§ What the task requires:
Give only the number of lines below that contain the word "React".
..............................
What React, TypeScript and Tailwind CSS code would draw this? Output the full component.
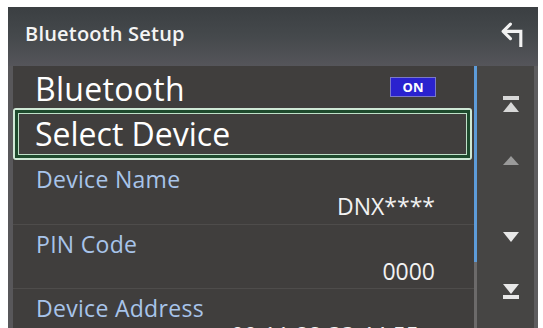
import React from "react";

const font = { fontFamily: '"Open Sans", "Noto Sans", sans-serif' };

function TopJump() {
  return (
    <svg width="18" height="17" viewBox="0 0 18 17">
      <rect x="1" y="0" width="16" height="4" fill="#d8d8d8" />
      <polygon points="9,6 17,16 1,16" fill="#d8d8d8" />
    </svg>
  );
}
function Up() {
  return (
    <svg width="18" height="11" viewBox="0 0 18 11">
      <polygon points="9,1 17,10 1,10" fill="#9a9a9a" />
    </svg>
  );
}
function Down() {
  return (
    <svg width="18" height="12" viewBox="0 0 18 12">
      <polygon points="1,1 17,1 9,11" fill="#e8e8e8" />
    </svg>
  );
}
function BottomJump() {
  return (
    <svg width="18" height="17" viewBox="0 0 18 17">
      <polygon points="1,1 17,1 9,11" fill="#e8e8e8" />
      <rect x="1" y="12" width="16" height="4" fill="#e8e8e8" />
    </svg>
  );
}

export default function App() {
  return (
    <div
      className="w-[543px] h-[328px] bg-white pl-[8px] pr-[5px] pt-[7px] overflow-hidden"
      style={font}
    >
      <div className="h-[400px] flex flex-col bg-[#403e3d]">
        {/* Header */}
        <div className="h-[59px] shrink-0 flex items-center justify-between pl-[17px] pr-[12px] bg-gradient-to-b from-[#3b3f42] via-[#45494c] to-[#55555a]">
          <span className="text-[20px] font-semibold text-[#f4f4f4] tracking-[0.2px] -mt-[6px]">
            Bluetooth Setup
          </span>
          <svg width="27" height="27" viewBox="0 0 26 26" className="-mt-[5px]">
            <path
              d="M21 25 V10 H5"
              stroke="#f2f2f2"
              strokeWidth="3"
              fill="none"
              strokeLinejoin="miter"
            />
            <path
              d="M11 3 L4 10 L11 17"
              stroke="#f2f2f2"
              strokeWidth="3"
              fill="none"
              strokeLinecap="round"
              strokeLinejoin="round"
            />
          </svg>
        </div>

        {/* Body */}
        <div className="flex flex-1">
          <div className="w-[5px] bg-[#58575a]" />
          {/* List */}
          <div className="w-[461px] flex flex-col">
            <div className="h-[42px] flex items-center justify-between pl-[22px] pr-[38px]">
              <span className="text-[32px] text-white leading-none mt-[3px] tracking-[0.3px]">Bluetooth</span>
              <span className="w-[46px] h-[20px] flex items-center justify-center bg-[#2a22cf] border border-[#7a78c8] text-[13px] font-bold text-white leading-none">
                ON
              </span>
            </div>
            <div className="h-[52px] mr-[2px] border-2 border-[#cfe8d6] rounded-[3px]">
              <div className="h-full border-[3px] border-[#1e4a2d]">
                <div className="h-full border-[1.5px] border-[#bfe0c8] flex items-center pl-[16px]">
                  <span className="text-[32px] text-white leading-none">Select Device</span>
                </div>
              </div>
            </div>
            <div className="h-[65px] border-b border-[#4e4c4b] flex flex-col pl-[23px] pr-[39px] pt-[6px]">
              <span className="text-[23px] text-[#a8c4ea] leading-[26px] tracking-[0.3px]">
                Device Name
              </span>
              <span className="self-end text-[23px] text-[#f2f2f2] leading-[26px] mt-[1px]">
                DNX****
              </span>
            </div>
            <div className="h-[64px] border-b border-[#4e4c4b] flex flex-col pl-[23px] pr-[39px] pt-[6px]">
              <span className="text-[23px] text-[#a8c4ea] leading-[26px] tracking-[0.3px]">
                PIN Code
              </span>
              <span className="self-end text-[23px] text-[#f2f2f2] leading-[26px] mt-[1px]">
                0000
              </span>
            </div>
            <div className="h-[64px] flex flex-col pl-[23px] pr-[55px] pt-[6px]">
              <span className="text-[23px] text-[#a8c4ea] leading-[26px] tracking-[0.3px]">
                Device Address
              </span>
              <span className="self-end text-[23px] text-[#f2f2f2] leading-[26px] mt-[1px]">
                00:11:22:33:44:55
              </span>
            </div>
          </div>
          {/* Scroll line */}
          <div className="w-[3px] flex flex-col">
            <div className="h-[196px] bg-[#5d9bd9]" />
            <div className="flex-1 bg-[#6c6a6a]" />
          </div>
          {/* Scroll buttons column */}
          <div className="w-[57px] bg-[#464544] flex flex-col pl-[25px] pt-[30px]">
            <TopJump />
            <div className="mt-[42px]">
              <Up />
            </div>
            <div className="mt-[65px]">
              <Down />
            </div>
            <div className="mt-[40px]">
              <BottomJump />
            </div>
          </div>
          <div className="w-[4px] bg-[#5e5d5f]" />
        </div>
      </div>
    </div>
  );
}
..............................
§ Task result:
2